SET TASK:
Among the lines listed below, count those that include the string "index", and state only the count.

START

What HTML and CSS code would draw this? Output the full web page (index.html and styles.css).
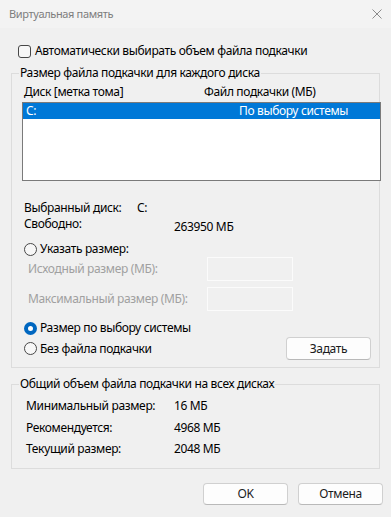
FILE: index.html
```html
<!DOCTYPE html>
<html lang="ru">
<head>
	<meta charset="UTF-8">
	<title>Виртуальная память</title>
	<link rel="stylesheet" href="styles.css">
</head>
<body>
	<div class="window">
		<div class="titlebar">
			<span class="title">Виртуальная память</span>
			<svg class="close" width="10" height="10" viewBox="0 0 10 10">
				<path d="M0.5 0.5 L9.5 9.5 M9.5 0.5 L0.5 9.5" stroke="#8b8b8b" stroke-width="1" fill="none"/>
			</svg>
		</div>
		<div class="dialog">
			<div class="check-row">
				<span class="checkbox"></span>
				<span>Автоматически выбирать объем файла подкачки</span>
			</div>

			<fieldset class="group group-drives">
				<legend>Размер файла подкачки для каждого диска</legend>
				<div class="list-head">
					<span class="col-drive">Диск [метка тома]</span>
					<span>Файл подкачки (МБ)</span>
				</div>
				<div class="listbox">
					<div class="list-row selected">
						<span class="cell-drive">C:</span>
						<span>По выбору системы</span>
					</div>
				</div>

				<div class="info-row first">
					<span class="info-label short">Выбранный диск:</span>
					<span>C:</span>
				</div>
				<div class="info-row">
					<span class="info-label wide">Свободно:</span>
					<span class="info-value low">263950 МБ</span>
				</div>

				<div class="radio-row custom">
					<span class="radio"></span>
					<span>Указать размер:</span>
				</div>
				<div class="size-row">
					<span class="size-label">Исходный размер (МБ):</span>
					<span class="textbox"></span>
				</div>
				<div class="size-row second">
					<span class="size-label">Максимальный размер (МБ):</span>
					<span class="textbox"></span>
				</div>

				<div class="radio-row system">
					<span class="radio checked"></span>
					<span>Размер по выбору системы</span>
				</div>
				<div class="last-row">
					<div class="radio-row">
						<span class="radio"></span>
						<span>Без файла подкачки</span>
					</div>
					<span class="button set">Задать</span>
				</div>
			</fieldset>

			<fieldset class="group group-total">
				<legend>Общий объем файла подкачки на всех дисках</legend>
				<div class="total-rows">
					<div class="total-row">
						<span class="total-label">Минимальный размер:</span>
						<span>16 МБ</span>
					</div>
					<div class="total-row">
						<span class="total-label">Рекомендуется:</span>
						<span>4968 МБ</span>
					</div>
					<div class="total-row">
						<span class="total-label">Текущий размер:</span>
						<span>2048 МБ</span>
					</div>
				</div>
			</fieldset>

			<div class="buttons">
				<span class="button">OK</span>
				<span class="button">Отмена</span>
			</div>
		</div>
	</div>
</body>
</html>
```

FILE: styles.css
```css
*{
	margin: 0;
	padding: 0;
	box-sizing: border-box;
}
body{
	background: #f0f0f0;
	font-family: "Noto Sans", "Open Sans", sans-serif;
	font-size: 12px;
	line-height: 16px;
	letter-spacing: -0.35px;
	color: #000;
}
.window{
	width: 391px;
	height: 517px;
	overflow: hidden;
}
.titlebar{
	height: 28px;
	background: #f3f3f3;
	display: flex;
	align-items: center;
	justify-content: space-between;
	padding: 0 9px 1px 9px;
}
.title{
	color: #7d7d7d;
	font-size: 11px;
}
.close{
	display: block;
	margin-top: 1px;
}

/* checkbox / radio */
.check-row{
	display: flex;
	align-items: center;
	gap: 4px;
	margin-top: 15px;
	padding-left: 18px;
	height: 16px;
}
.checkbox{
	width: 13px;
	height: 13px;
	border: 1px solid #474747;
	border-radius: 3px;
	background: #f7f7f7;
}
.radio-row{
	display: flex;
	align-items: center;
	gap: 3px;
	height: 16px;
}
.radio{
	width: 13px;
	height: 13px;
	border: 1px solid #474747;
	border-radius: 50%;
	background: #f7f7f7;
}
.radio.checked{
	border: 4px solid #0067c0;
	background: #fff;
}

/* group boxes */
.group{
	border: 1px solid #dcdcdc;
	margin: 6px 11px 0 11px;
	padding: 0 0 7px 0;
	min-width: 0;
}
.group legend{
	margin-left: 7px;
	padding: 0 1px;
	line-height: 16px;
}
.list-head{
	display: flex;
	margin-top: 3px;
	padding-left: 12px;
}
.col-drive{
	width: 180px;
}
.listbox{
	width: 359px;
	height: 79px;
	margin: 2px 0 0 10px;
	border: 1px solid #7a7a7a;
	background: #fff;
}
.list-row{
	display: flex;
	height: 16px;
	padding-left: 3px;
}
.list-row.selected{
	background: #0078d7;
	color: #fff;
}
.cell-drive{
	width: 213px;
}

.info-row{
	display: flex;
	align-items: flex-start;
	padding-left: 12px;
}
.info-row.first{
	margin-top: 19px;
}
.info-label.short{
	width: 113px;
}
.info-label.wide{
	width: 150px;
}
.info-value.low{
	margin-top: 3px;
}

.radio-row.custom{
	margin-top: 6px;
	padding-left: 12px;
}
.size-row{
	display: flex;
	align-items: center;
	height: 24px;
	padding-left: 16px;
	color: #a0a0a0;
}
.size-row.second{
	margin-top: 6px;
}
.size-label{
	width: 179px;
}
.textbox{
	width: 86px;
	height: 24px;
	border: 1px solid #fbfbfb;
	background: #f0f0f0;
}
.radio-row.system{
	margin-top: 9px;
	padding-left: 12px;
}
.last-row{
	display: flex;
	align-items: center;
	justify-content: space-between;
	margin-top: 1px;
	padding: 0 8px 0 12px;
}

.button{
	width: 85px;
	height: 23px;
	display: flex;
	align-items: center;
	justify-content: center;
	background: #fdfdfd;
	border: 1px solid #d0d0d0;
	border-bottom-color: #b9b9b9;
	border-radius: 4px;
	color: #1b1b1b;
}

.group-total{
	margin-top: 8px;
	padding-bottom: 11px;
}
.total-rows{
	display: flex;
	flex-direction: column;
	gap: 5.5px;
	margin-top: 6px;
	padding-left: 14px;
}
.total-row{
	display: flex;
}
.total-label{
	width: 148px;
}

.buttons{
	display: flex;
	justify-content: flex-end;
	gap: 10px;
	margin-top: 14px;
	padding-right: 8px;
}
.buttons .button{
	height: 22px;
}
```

END
START

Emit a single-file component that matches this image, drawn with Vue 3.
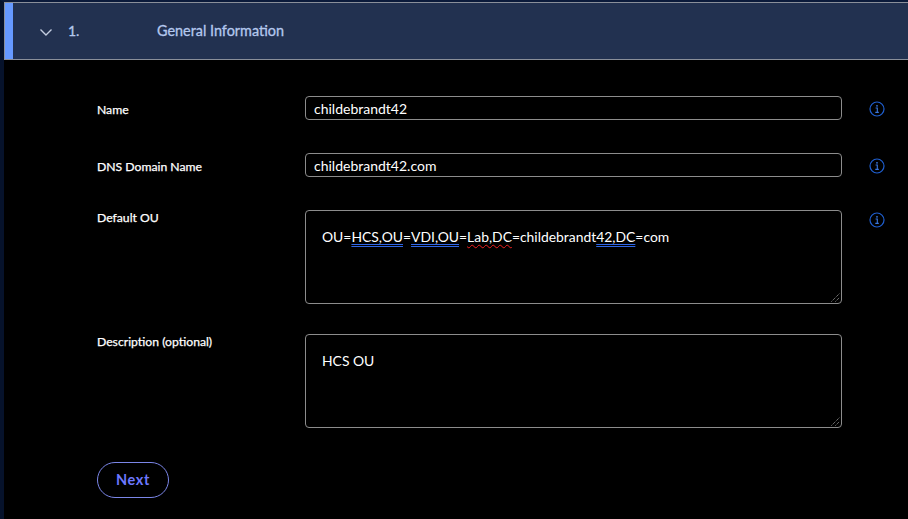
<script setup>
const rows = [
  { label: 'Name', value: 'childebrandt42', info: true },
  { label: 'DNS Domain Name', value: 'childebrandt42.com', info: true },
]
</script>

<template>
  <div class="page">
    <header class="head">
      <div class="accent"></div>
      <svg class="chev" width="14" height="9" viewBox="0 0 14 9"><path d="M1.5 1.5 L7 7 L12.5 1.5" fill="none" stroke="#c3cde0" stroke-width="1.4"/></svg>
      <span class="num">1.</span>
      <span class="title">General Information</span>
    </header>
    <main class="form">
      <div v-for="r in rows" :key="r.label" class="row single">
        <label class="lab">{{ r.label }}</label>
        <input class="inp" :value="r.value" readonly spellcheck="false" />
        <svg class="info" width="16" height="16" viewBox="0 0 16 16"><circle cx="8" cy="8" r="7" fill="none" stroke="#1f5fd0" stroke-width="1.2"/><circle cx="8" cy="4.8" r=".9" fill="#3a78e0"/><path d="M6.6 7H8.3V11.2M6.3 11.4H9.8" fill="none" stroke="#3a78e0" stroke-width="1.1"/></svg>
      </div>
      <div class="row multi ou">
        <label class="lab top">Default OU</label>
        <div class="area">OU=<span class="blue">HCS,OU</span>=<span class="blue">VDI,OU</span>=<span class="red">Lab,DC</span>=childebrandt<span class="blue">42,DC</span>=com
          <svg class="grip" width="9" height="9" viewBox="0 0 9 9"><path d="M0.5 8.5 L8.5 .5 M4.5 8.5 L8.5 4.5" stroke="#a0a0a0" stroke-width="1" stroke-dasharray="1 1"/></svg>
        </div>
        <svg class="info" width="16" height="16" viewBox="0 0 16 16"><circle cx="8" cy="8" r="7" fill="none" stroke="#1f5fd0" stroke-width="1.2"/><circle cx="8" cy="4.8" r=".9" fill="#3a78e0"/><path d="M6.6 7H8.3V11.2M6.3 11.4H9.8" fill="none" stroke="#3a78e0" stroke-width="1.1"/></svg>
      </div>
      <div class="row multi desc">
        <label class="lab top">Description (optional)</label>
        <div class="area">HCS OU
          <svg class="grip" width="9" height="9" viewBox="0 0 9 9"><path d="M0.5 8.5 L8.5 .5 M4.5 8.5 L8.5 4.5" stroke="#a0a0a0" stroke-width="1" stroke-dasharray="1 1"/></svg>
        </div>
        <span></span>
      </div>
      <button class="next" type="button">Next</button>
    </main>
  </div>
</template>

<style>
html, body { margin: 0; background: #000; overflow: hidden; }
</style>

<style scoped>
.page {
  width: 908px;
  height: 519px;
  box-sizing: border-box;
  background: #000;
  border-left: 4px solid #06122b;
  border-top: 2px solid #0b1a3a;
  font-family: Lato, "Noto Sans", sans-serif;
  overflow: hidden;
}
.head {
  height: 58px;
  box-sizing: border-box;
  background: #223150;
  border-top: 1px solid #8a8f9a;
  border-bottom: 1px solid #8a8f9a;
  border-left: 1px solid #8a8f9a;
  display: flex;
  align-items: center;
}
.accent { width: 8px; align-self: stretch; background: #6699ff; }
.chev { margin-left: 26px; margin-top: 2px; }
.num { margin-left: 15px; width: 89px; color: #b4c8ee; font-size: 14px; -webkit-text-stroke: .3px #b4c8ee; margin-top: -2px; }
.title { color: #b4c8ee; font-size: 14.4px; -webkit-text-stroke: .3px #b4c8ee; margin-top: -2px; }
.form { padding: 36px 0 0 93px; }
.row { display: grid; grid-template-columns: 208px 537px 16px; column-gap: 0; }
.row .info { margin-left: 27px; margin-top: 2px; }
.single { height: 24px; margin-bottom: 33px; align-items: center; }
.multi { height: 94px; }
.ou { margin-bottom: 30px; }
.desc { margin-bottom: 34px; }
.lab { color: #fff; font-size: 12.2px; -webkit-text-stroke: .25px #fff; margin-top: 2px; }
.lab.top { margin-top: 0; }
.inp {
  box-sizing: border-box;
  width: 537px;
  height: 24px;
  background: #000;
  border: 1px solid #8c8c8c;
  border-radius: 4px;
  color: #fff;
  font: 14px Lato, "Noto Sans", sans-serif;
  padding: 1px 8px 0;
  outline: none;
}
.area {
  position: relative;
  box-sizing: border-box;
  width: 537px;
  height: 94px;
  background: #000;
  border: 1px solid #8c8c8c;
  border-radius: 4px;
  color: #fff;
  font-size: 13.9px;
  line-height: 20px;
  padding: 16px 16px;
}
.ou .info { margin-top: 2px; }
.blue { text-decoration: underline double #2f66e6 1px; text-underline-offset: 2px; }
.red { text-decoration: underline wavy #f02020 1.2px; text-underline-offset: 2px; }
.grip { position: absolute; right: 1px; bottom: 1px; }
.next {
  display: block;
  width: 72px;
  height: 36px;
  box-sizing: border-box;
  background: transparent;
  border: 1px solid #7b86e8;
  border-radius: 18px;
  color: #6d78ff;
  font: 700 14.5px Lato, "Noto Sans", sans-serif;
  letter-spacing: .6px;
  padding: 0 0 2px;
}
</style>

END
START

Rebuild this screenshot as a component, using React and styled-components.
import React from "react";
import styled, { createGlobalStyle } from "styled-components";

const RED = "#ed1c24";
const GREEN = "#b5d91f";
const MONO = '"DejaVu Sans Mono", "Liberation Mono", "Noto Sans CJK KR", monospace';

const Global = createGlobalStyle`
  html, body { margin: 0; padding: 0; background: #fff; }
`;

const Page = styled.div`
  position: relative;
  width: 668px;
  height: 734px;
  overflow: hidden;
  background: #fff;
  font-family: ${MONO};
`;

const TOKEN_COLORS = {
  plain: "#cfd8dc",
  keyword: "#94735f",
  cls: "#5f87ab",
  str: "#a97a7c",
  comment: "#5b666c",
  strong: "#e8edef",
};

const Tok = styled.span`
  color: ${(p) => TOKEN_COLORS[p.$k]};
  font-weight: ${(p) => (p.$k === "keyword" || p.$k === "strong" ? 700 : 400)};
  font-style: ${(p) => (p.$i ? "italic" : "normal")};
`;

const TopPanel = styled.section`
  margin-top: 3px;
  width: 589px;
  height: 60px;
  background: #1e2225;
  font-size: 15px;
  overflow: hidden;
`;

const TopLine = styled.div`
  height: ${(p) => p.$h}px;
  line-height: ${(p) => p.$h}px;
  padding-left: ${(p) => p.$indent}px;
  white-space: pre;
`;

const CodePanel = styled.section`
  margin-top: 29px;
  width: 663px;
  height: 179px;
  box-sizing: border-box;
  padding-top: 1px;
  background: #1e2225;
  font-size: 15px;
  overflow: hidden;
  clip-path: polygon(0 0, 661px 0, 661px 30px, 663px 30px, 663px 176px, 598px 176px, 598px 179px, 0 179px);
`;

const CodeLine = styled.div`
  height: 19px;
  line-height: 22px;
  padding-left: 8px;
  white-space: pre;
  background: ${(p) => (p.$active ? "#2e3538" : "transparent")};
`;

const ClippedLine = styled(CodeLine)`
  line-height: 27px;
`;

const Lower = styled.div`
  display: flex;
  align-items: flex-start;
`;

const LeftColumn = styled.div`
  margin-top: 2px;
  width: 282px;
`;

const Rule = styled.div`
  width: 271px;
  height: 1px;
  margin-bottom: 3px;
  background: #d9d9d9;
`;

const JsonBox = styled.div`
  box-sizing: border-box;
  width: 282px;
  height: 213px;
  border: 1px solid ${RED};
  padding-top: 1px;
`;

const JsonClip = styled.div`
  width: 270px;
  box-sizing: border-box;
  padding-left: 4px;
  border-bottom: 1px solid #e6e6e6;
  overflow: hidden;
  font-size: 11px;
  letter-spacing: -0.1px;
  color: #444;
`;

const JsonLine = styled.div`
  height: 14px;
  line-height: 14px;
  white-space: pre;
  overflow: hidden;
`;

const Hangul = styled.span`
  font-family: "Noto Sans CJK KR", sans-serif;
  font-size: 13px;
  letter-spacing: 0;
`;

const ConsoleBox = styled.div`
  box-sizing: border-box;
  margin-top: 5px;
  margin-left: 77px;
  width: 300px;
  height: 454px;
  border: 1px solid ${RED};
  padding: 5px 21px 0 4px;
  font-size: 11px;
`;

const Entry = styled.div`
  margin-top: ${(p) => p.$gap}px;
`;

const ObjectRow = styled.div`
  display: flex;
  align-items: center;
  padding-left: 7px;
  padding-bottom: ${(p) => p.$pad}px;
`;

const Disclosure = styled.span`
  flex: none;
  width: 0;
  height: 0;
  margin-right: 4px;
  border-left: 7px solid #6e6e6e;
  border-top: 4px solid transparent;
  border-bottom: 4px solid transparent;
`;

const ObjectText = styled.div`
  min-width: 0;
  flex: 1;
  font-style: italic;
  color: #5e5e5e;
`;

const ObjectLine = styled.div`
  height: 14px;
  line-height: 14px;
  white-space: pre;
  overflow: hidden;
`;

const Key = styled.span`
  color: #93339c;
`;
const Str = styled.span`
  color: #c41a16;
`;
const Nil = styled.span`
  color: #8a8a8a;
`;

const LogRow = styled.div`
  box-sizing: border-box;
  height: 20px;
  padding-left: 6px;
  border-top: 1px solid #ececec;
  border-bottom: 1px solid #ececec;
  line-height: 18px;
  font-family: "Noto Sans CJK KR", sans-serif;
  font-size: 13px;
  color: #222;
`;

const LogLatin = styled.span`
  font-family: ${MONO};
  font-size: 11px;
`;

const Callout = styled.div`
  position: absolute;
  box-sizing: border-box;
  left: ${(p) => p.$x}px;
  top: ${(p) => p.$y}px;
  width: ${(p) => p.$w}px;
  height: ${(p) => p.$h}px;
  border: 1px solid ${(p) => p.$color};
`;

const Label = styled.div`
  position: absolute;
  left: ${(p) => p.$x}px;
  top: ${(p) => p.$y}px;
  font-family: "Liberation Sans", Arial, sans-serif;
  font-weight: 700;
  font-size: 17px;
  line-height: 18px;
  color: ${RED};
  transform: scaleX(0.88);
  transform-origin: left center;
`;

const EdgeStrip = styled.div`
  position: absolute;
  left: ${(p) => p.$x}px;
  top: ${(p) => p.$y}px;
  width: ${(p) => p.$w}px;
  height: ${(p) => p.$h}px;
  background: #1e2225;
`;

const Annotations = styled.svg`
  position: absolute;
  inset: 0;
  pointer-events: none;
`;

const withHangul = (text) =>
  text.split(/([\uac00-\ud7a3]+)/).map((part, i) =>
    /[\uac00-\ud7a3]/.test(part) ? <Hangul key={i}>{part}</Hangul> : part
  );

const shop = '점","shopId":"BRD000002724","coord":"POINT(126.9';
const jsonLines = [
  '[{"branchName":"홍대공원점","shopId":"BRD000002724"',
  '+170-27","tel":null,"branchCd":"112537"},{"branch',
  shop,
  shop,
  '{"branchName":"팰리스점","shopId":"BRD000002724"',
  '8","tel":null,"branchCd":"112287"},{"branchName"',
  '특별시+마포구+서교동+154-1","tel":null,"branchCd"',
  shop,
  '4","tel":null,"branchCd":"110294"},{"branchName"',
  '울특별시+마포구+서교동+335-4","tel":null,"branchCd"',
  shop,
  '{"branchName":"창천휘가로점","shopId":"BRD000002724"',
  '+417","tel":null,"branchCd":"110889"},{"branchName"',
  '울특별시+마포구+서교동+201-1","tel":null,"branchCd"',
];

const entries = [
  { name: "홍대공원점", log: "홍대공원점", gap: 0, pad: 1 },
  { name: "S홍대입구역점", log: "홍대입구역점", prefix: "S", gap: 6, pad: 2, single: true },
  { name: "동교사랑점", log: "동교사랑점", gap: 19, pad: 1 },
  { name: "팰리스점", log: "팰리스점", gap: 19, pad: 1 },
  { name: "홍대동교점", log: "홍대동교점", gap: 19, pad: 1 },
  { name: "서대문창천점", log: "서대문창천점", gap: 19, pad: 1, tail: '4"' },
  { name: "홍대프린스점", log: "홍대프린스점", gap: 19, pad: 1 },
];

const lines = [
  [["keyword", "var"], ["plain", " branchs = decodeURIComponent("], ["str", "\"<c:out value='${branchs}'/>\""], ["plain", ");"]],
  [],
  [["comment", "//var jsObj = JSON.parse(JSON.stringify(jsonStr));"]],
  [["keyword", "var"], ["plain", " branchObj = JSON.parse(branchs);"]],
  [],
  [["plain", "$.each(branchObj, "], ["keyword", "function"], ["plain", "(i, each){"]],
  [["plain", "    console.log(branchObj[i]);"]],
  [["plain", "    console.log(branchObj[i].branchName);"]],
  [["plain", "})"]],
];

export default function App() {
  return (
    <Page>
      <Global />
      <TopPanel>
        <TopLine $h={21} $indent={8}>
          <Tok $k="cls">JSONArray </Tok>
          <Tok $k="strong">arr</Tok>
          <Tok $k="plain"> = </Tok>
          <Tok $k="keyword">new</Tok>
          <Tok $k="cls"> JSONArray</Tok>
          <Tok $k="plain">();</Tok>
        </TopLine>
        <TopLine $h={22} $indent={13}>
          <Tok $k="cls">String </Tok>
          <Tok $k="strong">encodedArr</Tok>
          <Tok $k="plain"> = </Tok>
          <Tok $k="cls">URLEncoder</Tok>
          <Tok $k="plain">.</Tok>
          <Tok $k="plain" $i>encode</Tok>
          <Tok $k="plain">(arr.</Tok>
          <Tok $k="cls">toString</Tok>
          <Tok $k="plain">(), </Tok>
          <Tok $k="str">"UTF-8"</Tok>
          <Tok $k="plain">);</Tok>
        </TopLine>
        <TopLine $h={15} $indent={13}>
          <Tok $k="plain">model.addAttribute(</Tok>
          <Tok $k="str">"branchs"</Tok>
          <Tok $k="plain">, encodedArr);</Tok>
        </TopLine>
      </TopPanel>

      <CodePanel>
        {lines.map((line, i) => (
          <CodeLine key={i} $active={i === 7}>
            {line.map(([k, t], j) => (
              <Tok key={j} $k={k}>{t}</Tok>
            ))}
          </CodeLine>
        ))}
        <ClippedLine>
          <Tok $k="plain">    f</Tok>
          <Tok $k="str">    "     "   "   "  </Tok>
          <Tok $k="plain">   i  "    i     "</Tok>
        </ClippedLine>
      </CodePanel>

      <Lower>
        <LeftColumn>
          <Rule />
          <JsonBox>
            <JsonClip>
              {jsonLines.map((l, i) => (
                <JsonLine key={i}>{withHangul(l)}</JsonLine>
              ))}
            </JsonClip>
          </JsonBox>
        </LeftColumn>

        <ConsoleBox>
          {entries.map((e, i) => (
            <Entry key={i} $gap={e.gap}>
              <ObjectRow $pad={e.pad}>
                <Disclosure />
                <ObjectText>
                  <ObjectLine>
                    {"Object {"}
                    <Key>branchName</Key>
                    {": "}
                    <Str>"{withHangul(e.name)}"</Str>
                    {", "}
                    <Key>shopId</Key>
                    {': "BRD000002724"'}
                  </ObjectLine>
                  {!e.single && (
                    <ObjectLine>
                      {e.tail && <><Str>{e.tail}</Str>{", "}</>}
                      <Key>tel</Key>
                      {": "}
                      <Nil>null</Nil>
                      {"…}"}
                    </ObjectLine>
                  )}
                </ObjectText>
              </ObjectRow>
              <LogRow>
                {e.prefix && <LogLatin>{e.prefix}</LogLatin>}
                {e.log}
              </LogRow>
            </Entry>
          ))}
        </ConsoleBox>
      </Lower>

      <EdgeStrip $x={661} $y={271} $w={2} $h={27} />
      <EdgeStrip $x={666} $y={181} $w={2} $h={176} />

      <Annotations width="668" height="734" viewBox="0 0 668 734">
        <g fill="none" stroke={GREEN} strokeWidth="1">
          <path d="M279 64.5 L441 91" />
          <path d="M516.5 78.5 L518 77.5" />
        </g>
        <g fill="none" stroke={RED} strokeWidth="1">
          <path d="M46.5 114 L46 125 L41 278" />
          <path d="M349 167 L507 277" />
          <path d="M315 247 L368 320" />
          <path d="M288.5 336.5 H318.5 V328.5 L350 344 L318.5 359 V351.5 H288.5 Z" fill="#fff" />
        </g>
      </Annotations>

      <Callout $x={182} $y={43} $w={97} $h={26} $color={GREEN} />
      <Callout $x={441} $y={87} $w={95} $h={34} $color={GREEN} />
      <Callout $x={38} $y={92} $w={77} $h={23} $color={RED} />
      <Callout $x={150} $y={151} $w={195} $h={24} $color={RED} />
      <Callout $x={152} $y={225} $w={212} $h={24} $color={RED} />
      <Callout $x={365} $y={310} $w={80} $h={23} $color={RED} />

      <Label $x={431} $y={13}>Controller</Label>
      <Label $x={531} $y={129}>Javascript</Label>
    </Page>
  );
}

END

WRITTEN SOLUTION:
2